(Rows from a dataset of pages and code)
* * * * * * *

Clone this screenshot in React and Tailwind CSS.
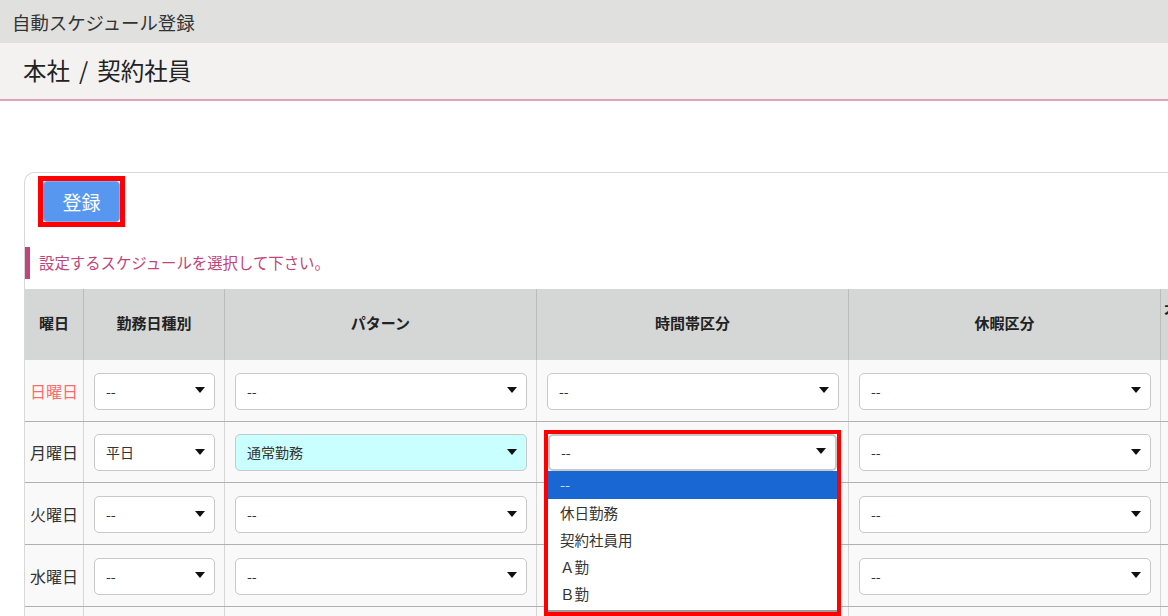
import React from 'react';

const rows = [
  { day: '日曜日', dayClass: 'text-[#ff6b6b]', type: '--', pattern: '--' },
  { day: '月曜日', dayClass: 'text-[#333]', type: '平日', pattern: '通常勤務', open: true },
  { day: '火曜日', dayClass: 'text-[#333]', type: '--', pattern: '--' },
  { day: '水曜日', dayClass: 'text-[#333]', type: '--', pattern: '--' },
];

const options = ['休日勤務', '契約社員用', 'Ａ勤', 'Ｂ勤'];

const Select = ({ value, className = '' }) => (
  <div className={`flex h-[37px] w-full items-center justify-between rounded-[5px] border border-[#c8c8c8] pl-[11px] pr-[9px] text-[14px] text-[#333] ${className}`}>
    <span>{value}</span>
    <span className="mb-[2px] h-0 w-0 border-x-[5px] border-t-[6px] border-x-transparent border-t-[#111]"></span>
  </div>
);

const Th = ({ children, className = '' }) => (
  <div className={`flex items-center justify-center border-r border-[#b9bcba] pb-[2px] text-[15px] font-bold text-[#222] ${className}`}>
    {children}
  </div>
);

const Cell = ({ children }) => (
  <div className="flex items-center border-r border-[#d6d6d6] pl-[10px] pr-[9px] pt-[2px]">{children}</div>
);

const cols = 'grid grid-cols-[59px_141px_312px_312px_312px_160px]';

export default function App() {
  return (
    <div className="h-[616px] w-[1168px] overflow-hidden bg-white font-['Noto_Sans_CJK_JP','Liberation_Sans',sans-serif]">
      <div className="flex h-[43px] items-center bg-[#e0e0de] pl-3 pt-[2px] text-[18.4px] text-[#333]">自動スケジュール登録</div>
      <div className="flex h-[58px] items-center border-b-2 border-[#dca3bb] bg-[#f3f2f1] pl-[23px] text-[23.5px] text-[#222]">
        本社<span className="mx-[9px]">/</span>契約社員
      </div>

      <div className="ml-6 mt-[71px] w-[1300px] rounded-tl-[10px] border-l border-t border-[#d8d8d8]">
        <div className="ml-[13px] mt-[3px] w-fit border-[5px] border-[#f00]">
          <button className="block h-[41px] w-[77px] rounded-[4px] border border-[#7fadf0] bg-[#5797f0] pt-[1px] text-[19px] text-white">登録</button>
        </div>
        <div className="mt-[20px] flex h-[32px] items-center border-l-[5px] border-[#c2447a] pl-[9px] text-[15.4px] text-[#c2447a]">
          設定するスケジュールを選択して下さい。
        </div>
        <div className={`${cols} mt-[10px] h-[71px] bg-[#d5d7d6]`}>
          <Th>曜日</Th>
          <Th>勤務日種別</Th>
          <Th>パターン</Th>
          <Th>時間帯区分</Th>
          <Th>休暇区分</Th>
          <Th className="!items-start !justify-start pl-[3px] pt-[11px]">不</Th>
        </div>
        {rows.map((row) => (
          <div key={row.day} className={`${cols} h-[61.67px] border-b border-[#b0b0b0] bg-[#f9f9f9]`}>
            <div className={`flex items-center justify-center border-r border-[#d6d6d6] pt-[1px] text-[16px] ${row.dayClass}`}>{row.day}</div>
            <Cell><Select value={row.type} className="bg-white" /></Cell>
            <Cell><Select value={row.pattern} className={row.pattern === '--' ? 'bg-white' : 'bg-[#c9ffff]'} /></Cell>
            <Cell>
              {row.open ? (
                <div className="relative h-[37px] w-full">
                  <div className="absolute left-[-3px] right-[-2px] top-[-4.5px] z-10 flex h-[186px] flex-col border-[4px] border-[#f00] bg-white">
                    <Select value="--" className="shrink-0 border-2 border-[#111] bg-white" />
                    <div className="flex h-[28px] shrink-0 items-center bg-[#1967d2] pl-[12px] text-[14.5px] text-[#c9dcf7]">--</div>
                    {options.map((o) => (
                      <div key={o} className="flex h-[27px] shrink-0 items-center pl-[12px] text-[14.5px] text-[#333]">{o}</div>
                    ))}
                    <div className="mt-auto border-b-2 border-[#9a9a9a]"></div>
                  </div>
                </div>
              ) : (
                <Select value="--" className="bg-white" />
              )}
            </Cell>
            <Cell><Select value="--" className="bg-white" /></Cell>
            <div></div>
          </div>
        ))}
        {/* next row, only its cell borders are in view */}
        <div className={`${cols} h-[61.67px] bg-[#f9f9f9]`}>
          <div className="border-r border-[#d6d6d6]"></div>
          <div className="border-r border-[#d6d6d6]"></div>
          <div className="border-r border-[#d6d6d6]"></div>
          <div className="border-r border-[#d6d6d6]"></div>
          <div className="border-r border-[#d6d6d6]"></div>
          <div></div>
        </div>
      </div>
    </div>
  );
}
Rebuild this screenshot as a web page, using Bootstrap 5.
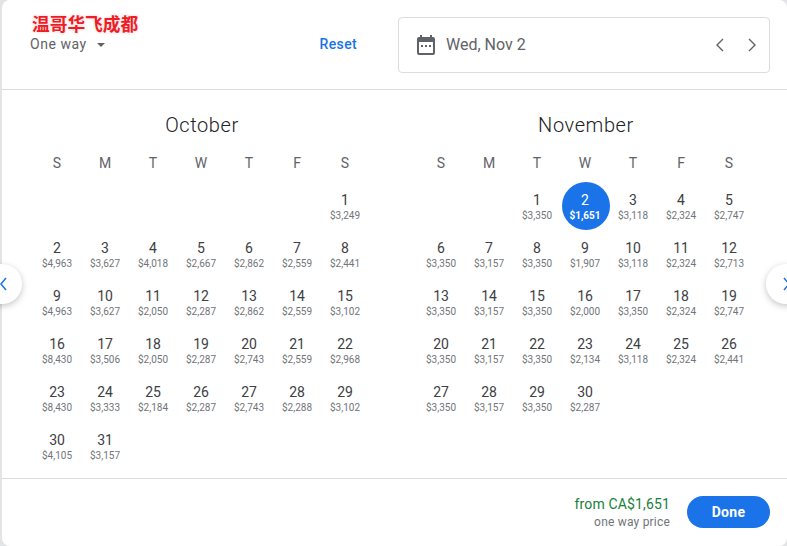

* * * * * * *

## Aim of the task
Output the records above as they stand, from the first line to the line with "const options = ['休日勤務', '契約社員用', 'Ａ勤', 'Ｂ勤'];", inclusive, and exclude the pictures.

## Solution
Clone this screenshot in React and Tailwind CSS.
import React from 'react';

const rows = [
  { day: '日曜日', dayClass: 'text-[#ff6b6b]', type: '--', pattern: '--' },
  { day: '月曜日', dayClass: 'text-[#333]', type: '平日', pattern: '通常勤務', open: true },
  { day: '火曜日', dayClass: 'text-[#333]', type: '--', pattern: '--' },
  { day: '水曜日', dayClass: 'text-[#333]', type: '--', pattern: '--' },
];

const options = ['休日勤務', '契約社員用', 'Ａ勤', 'Ｂ勤'];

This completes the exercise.